Forecasting with the FRBNY DSGE Model. The Federal Reserve Bank of New York has built a dynamic stochastic general equilibrium model as part of its effort to forecast the U.S. economy. This week, the bank is offering a series of blog posts to provide background on the model and its use for policy analysis and forecasting. On Monday, economists discussed what DSGE models are, explain their usefulness as a forecasting tool, and preview the forthcoming pieces in this series.

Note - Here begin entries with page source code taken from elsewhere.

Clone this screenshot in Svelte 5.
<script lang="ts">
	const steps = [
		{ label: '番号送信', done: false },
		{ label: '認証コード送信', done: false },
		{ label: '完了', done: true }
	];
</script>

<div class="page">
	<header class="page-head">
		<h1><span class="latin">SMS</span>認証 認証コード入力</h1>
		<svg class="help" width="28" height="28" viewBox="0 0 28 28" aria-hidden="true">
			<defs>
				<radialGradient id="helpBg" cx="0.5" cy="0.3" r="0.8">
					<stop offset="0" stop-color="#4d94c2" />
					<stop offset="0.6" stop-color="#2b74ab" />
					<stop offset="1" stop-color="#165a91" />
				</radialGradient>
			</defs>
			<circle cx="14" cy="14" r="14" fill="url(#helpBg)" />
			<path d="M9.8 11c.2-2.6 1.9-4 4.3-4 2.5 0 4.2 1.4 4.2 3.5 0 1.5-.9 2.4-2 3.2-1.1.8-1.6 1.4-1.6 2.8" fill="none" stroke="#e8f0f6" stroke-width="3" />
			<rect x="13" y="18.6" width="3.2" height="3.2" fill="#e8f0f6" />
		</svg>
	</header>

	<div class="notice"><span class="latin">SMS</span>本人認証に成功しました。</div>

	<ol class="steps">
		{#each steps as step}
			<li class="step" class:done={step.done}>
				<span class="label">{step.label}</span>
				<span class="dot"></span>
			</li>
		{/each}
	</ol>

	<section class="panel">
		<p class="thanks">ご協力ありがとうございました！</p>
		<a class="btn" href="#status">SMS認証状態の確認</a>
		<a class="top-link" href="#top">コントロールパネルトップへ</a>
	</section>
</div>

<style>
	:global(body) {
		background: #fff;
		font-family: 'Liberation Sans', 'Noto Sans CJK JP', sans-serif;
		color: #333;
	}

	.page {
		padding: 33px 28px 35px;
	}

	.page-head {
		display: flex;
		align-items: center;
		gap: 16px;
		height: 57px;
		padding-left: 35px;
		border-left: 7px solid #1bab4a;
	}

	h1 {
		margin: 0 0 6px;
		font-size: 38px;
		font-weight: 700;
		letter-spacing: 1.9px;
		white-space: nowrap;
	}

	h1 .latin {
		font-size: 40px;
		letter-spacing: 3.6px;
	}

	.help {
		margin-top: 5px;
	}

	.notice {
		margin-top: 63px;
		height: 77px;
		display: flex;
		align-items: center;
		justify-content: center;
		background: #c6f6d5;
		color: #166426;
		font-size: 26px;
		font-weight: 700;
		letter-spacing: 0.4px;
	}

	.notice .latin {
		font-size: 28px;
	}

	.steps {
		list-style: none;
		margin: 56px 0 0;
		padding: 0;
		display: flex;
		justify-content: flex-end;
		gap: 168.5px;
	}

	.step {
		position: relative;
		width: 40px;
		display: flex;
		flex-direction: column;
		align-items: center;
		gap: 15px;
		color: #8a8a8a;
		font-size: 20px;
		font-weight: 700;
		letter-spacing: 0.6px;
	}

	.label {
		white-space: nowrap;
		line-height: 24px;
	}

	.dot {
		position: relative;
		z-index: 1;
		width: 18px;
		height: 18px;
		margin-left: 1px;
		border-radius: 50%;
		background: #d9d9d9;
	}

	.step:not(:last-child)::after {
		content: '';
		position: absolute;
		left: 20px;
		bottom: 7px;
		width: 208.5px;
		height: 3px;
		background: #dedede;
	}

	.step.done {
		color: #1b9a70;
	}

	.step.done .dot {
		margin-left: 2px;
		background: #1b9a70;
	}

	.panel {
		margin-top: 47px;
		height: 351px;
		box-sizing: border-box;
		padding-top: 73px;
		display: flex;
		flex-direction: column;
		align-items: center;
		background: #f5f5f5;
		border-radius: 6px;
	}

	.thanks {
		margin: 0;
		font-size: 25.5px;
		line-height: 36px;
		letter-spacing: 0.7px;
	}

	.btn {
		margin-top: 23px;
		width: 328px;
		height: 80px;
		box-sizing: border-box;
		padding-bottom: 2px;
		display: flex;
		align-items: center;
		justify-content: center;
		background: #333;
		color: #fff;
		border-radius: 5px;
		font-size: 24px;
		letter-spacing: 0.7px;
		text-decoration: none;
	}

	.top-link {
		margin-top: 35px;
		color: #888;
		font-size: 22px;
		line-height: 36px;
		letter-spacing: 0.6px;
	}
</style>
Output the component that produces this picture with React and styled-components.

As market participants get caught up in figuring out an exact start date for the Fed’s eventual rate-hike cycle, many forget that sometimes policy makers themselves are facing uncertain economic outcomes and policy decisions. Tim Duy, a professor at the University of Oregon and author of Tim Duy’s Fed blog, sees a communications benefit of Yellen’s indication there is considerable uncertainty around officials’ own forecasts for the path of rate hikes as illustrated in the dots chart. “The Fed is emphasizing the uncertainty of the forecast to ensure that market participants recognize another future is possible–and even perhaps more likely–than the lowest set of dots, as suggested by the upward drift in median rate projections.”
-Mubarak Rashid Al Mansouri has been named the United Arab Emirates’ central bank governor, according to a report by the state news agency Monday. Mr. Mansouri is the chief executive of the country’s sovereign wealth fund.